Add L2/L3 sub-int policers

2026-02-14 16:01:54 +01:00
parent 3244f49998
commit bf7de1181c
1 changed files with 401 additions and 0 deletions
--- a/content/articles/2026-02-14-vpp-policers.md
+++ b/content/articles/2026-02-14-vpp-policers.md
@@ -0,0 +1,401 @@
 ---
 date: "2026-02-14T11:35:14Z"
 title: VPP Policers
 ---
 {{< image width="200px" float="right" src="/assets/vpp/fdio-color.svg" alt="VPP" >}}
 # About this series
 Ever since I first saw VPP - the Vector Packet Processor - I have been deeply impressed with its
 performance and versatility. For those of us who have used Cisco IOS/XR devices, like the classic
 _ASR_ (aggregation service router), VPP will look and feel quite familiar as many of the approaches
 are shared between the two.
 There's some really fantastic features in VPP, some of which are lesser well known, and not always
 very well documented. In this article, I will describe a unique usecase in which I think VPP will
 excel, notably acting as a gateway for Internet Exchange Points.
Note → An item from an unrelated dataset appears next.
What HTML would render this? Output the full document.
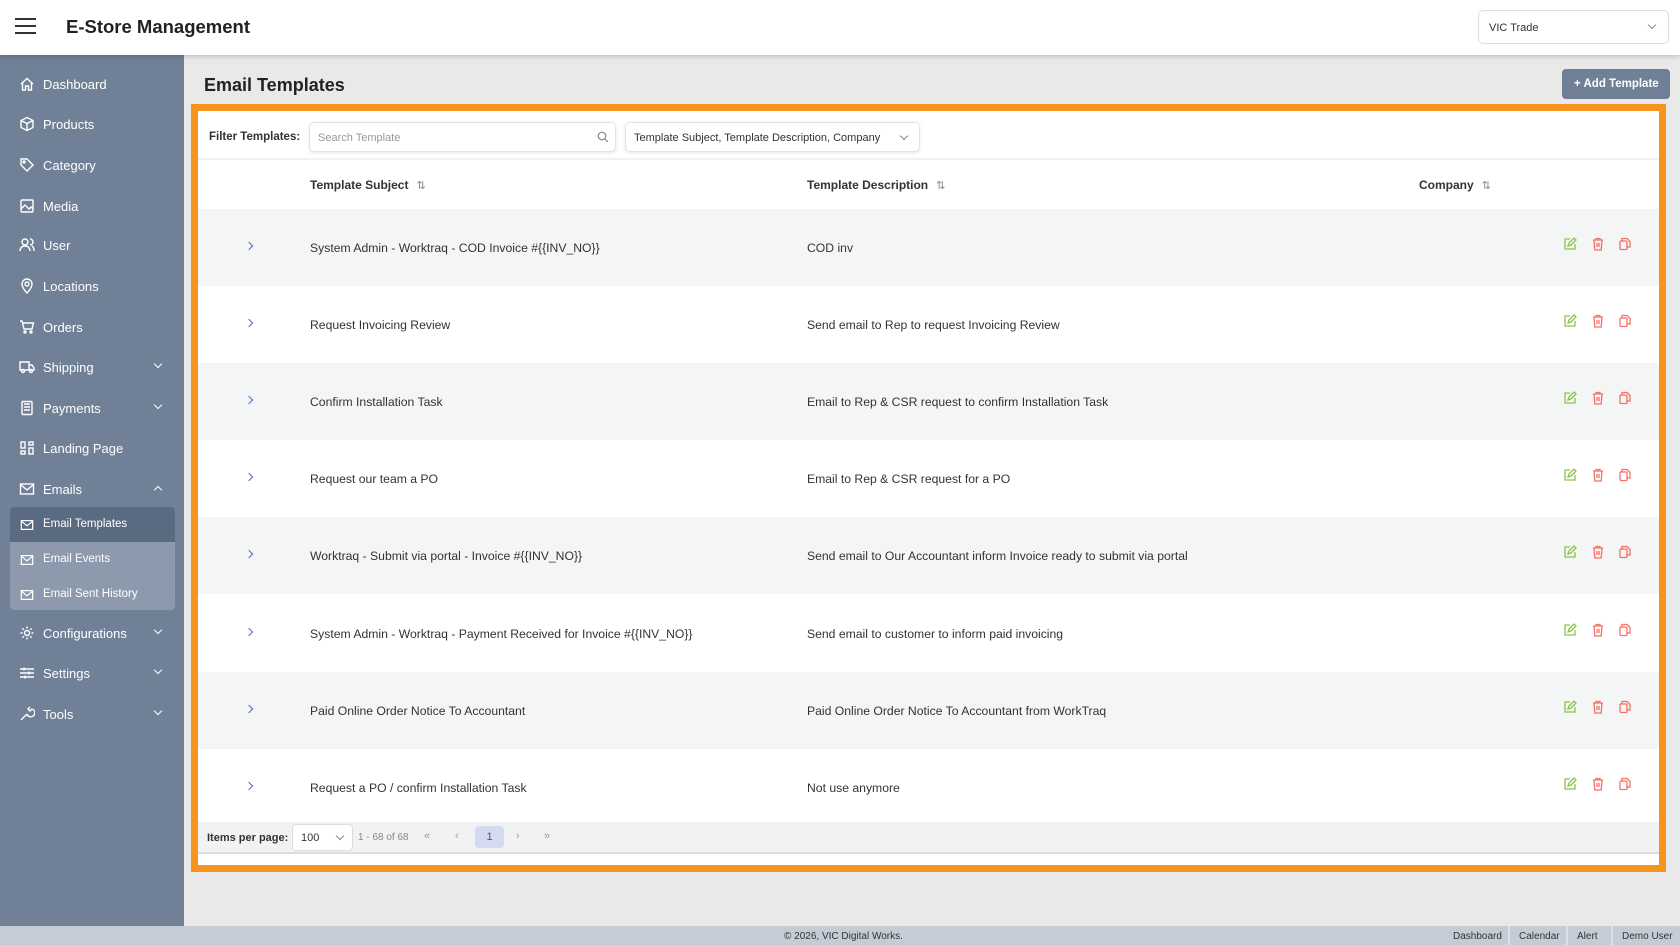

 A few years ago, I toyed with the idea to use VPP as an _IXP Reseller_ concentrator, allowing
 several carriers to connect with say 10G or 25G ports, and carry sub-customers on tagged interfaces
 with safety (like MAC address ACLs) and rate limiting (say any given customer limited to 1Gbps on a
 10G or 100G trunk), all provided by VPP. You can take a look at my [[VPP IXP Gateway]({{< ref
 2023-10-21-vpp-ixp-gateway-1 >}})] article for details. I never ended up deploying it.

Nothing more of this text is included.